Teologia, Uma Dentada de Cada Vez (20)

Poderá alguém interpretar a Bíblia?

Poderá alguém interpretar a Bíblia? São Pedro dá-nos uma resposta clara na sua Segunda Carta (II Pedro 1:20-21): «Antes de tudo temos que compreender isto: que nenhuma das profecias das escrituras está sujeita apenas a uma interpretação, porque nunca nenhuma profecia apareceu por impulso do homem, mas sim pelo de homens guiados pelo Espírito Santo, de acordo com as palavras proferidas por Deus».

É por isso que o Catecismo da Igreja Católica (nº 109) nos ensina: “Nas Sagradas Escrituras, Deus falou aos homens de forma humana. Para se interpretar correctamente, o leitor tem que ter atenção (1) ao que os autores humanos realmente queriam afirmar, e (2) ao que Deus queria revelar-nos através das Suas palavras” (“Dei Verbum”, 12 – “Palavra de Deus”, 12).

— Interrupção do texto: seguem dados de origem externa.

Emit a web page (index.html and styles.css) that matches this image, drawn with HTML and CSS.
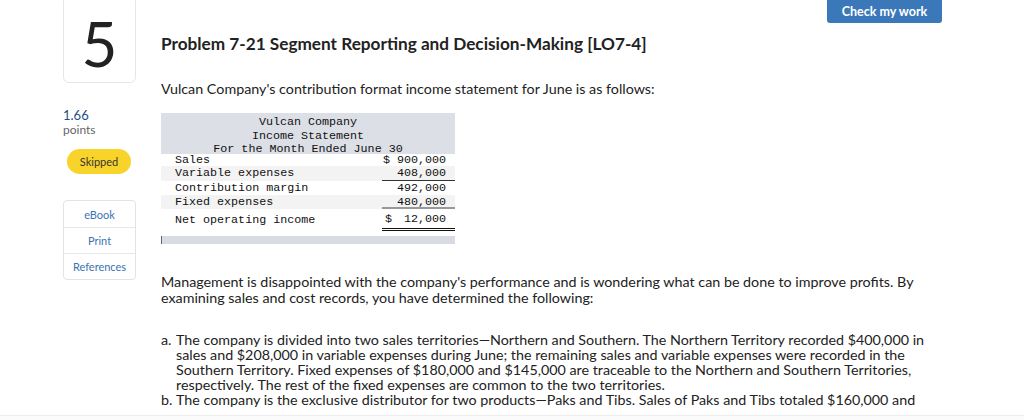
FILE: index.html
```html
<!DOCTYPE html>
<html>
<head>
<meta charset="utf-8">
<link rel="stylesheet" href="styles.css">
</head>
<body>
<div class="page">
  <aside class="side">
    <div class="qnum">5</div>
    <div class="score">
      <div class="pts">1.66</div>
      <div class="ptslabel">points</div>
    </div>
    <div class="status">Skipped</div>
    <div class="links">
      <a class="link">eBook</a>
      <a class="link">Print</a>
      <a class="link">References</a>
    </div>
  </aside>
  <main class="main">
    <div class="toolbar"><button class="check">Check my work</button></div>
    <h1 class="title">Problem 7-21 Segment Reporting and Decision-Making [LO7-4]</h1>
    <p class="intro">Vulcan Company's contribution format income statement for June is as follows:</p>
    <div class="stmt">
      <div class="stmt-head">
        <div>Vulcan Company</div>
        <div>Income Statement</div>
        <div>For the Month Ended June 30</div>
      </div>
      <div class="row first">
        <span class="lbl">Sales</span><span class="amt">$&nbsp;900,000</span>
      </div>
      <div class="row alt second">
        <span class="lbl">Variable expenses</span><span class="amt under">408,000</span>
      </div>
      <div class="row">
        <span class="lbl">Contribution margin</span><span class="amt">492,000</span>
      </div>
      <div class="row alt">
        <span class="lbl">Fixed expenses</span><span class="amt under2">480,000</span>
      </div>
      <div class="row net">
        <span class="lbl">Net operating income</span><span class="amt dbl"><span class="dollar">$</span>12,000</span>
      </div>
      <div class="scroll"></div>
    </div>
    <p class="para">Management is disappointed with the company's performance and is wondering what can be done to improve profits. By examining sales and cost records, you have determined the following:</p>
    <ol class="facts">
      <li><span class="mark">a.</span><span>The company is divided into two sales territories—Northern and Southern. The Northern Territory recorded $400,000 in sales and $208,000 in variable expenses during June; the remaining sales and variable expenses were recorded in the Southern Territory. Fixed expenses of $180,000 and $145,000 are traceable to the Northern and Southern Territories, respectively. The rest of the fixed expenses are common to the two territories.</span></li>
      <li><span class="mark">b.</span><span>The company is the exclusive distributor for two products—Paks and Tibs. Sales of Paks and Tibs totaled $160,000 and $740,000, respectively, during June.</span></li>
    </ol>
  </main>
</div>
<div class="footer"></div>
</body>
</html>
```
FILE: styles.css
```css
html, body {
  margin: 0;
  padding: 0;
  background: #fff;
  overflow: hidden;
}
body {
  font-family: Lato, "Noto Sans", sans-serif;
  color: #222;
  height: 420px;
}
.page {
  display: flex;
  gap: 25px;
  padding-left: 63px;
  margin-top: -4px;
}
.side {
  width: 73px;
  flex: none;
  display: flex;
  flex-direction: column;
}
.qnum {
  height: 87px;
  box-sizing: border-box;
  border: 1px solid #e6e6e6;
  border-radius: 6px;
  display: flex;
  align-items: center;
  justify-content: center;
  font-size: 62px;
  font-weight: 400;
  color: #222;
  padding-top: 6px;
}
.score {
  margin-top: 25px;
}
.pts {
  font-size: 13px;
  color: #1d4f86;
  line-height: 15px;
}
.ptslabel {
  font-size: 12px;
  color: #666;
  line-height: 14px;
}
.status {
  margin: 12px 0 0 4px;
  width: 64px;
  height: 25px;
  border-radius: 13px;
  background: #f8d42a;
  color: #333;
  font-size: 11px;
  display: flex;
  align-items: center;
  justify-content: center;
}
.links {
  margin-top: 26px;
  border: 1px solid #e3e3e3;
  border-radius: 4px;
  display: flex;
  flex-direction: column;
}
.link {
  height: 25px;
  display: flex;
  align-items: center;
  justify-content: center;
  font-size: 11px;
  color: #3b73b3;
  border-top: 1px solid #e8e8e8;
}
.link:first-child {
  border-top: none;
  height: 26px;
}
.main {
  width: 785px;
  flex: none;
}
.toolbar {
  display: flex;
  justify-content: flex-end;
  padding-right: 4px;
}
.check {
  width: 115px;
  height: 27px;
  padding-top: 4px;
  border: none;
  border-radius: 0 0 3px 3px;
  background: #3b78ba;
  color: #fff;
  font-family: Lato, sans-serif;
  font-weight: 700;
  font-size: 12.5px;
}
.title {
  margin: 11px 0 0;
  font-size: 17.2px;
  line-height: 20px;
  font-weight: 700;
  color: #222;
}
.intro {
  margin: 26px 0 0;
  font-size: 14.3px;
  line-height: 18px;
}
.stmt {
  margin-top: 15px;
  width: 294px;
  font-family: "Liberation Mono", "DejaVu Sans Mono", monospace;
  font-size: 11.7px;
  color: #111;
}
.stmt-head {
  background: #dcdfe6;
  text-align: center;
  line-height: 13.5px;
  padding: 3px 0 0;
  height: 38px;
}
.row {
  display: flex;
  justify-content: space-between;
  padding-left: 14px;
  height: 14px;
  line-height: 14px;
  white-space: nowrap;
}
.row.alt {
  background: #f3f3f3;
}
.row.first {
  height: 12px;
  line-height: 13px;
}
.row.second {
  height: 15px;
  line-height: 15px;
}
.amt {
  width: 64px;
  padding-right: 9px;
  text-align: right;
}
.under {
  border-bottom: 1px solid #333;
  height: 14px;
}
.under2 {
  border-bottom: 2px solid #999;
  height: 12px;
}
.row.net {
  height: 22px;
  line-height: 22px;
}
.dbl {
  display: flex;
  justify-content: space-between;
  box-sizing: border-box;
  width: 73px;
  padding-left: 3px;
  border-bottom: 3px double #111;
  height: 22px;
  line-height: 20px;
}
.scroll {
  margin-top: 5px;
  height: 8px;
  background: #d8dbe1;
  border-left: 1px solid #666;
}
.para {
  margin: 30px 0 0;
  font-size: 14.3px;
  line-height: 16px;
}
.facts {
  list-style: none;
  margin: 26px 0 0;
  padding: 0;
  font-size: 14.3px;
  line-height: 15px;
}
.facts li {
  display: flex;
}
.mark {
  width: 15px;
  flex: none;
}
.footer {
  position: fixed;
  left: 0;
  right: 0;
  bottom: 0;
  height: 11px;
  background: linear-gradient(#fff 6px, #ececec 6px, #ececec 7px, #fbfbfb 7px);
}
```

AUTORES HUMANOS– Como é que podemos saber o que os sagrados escritores nos quiseram dizer? Deixem-nos citar o CIC (nº 110): “De forma a conhecermos quais as intensões dos autores sagrados, o leitor tem que ter em consideração as condicionantes da época, os géneros literários usados nessa altura, a forma de sentir, falar e narrar corrente. É facto de que essa verdade é apresentada e expressa de formas diferentes e em tipos diferentes de escrita, nos textos proféticos e poéticos, e ainda noutras formas de expressão literária” (“Dei Verbum”, 12).

DEUS– Como é que poderemos saber o que Deus está a dizer? O CIC (nº 111) refere: “Mas como a Escritura Sagrada é inspirada, existe um outro e não menos importante princípio de a interpretar correctamente, sem a qual a Escritura continuaria palavra morta. ‘A Sagrada Escritura tem que ser lida e interpretada à luz do mesmo Espírito com que foi escrita’” (“Dei Verbum”, 12).

O Concílio Vaticano II indicou-nos três critérios para interpretar a Escritura de acordo com o espírito que a inspirou (“Dei Verbum”, 12). Podemos encontrar esses critérios no Catecismo da Igreja Católica. Estão relacionados com (1) a própria Escritura, (2) a Sagrada Tradição e (3) os ensinamentos da Igreja, ou Magistério.

A PRÓPRIA ESCRITURA– O nº 112 do CIC insta a “ter-se especial atenção ao CONTEÚDO E UNIDADE da totalidade da Escritura. Tão diferente quantos os livros que a compõem, a Escritura é una pela razão da unidade nos planos de Deus, no qual Jesus é o centro e o coração, aberto desde a sua Páscoa”.

Vimos antes que uma das propriedades da Escritura é a unidade do seu conteúdo. Algumas passagens aparentemente contraditórias podem ser resolvidas comparando a passagem em conflito com outras passagens. Por exemplo, no Livro do Êxodo (20:12) está escrito: «Honrarás o teu pai e a tua mãe». Mas em Lucas (14:26) está registado que Jesus afirmou: «Se alguém vier a mim e não renegar o seu próprio pai e mãe, e mulher e filhos, e irmãos e irmãs, e mesmo a sua própria vida, esse não poderá ser Meu discípulo». Como poderemos reconciliar estas duas afirmações?

Um número esmagador de passagens do Antigo Testamento confirma o Quarto Mandamento (Êxodo 21:15-17; Levítico 20:9; Deuteronómio 21:18-21; Provérbios 1:8-9, 6:20, 13:1, 20:20, 23:22, 30:17). Jesus não apenas fala sobre isto (Mateus 15:4, 19:19; Marcos 7:8-13, 10:19) como o confirma ele próprio (Lucas 2:51). São Paulo também aborda o assunto (Colossenses 3:20; Efésios 6:1-3). São Mateus oferece uma solução: «Aquele que amar pai e mãe, mais do que a mim, não me merece (10:37)».

A SAGRADA TRADIÇÃO– O CIC (nº 113) diz-nos para “lermos a Escritura no conceito da tradição viva do conjunto da Igreja. De acordo com um dito dos Pais da Igreja, a Sagrada Escritura foi escrita principalmente no coração da Igreja, em vez de nos documentos e registos, porque a Igreja carrega na sua Tradição o memorial vivo das Palavras de Deus, e isso é o Espírito Santo quem nos concede a interpretação espiritual da Escritura”.

MAGISTÉRIO DA IGREJA– Refere o CIC (nº 114): “Estejam atentos à ANALOGIA DA FÉ (Rom., 12:6). Por analogia da fé queremos dizer a coerência das verdades da fé, entre elas, e dentro do plano total da Revelação. É a autoridade dos ensinamentos da Igreja (Magistério) que nos mostra esta coerência”.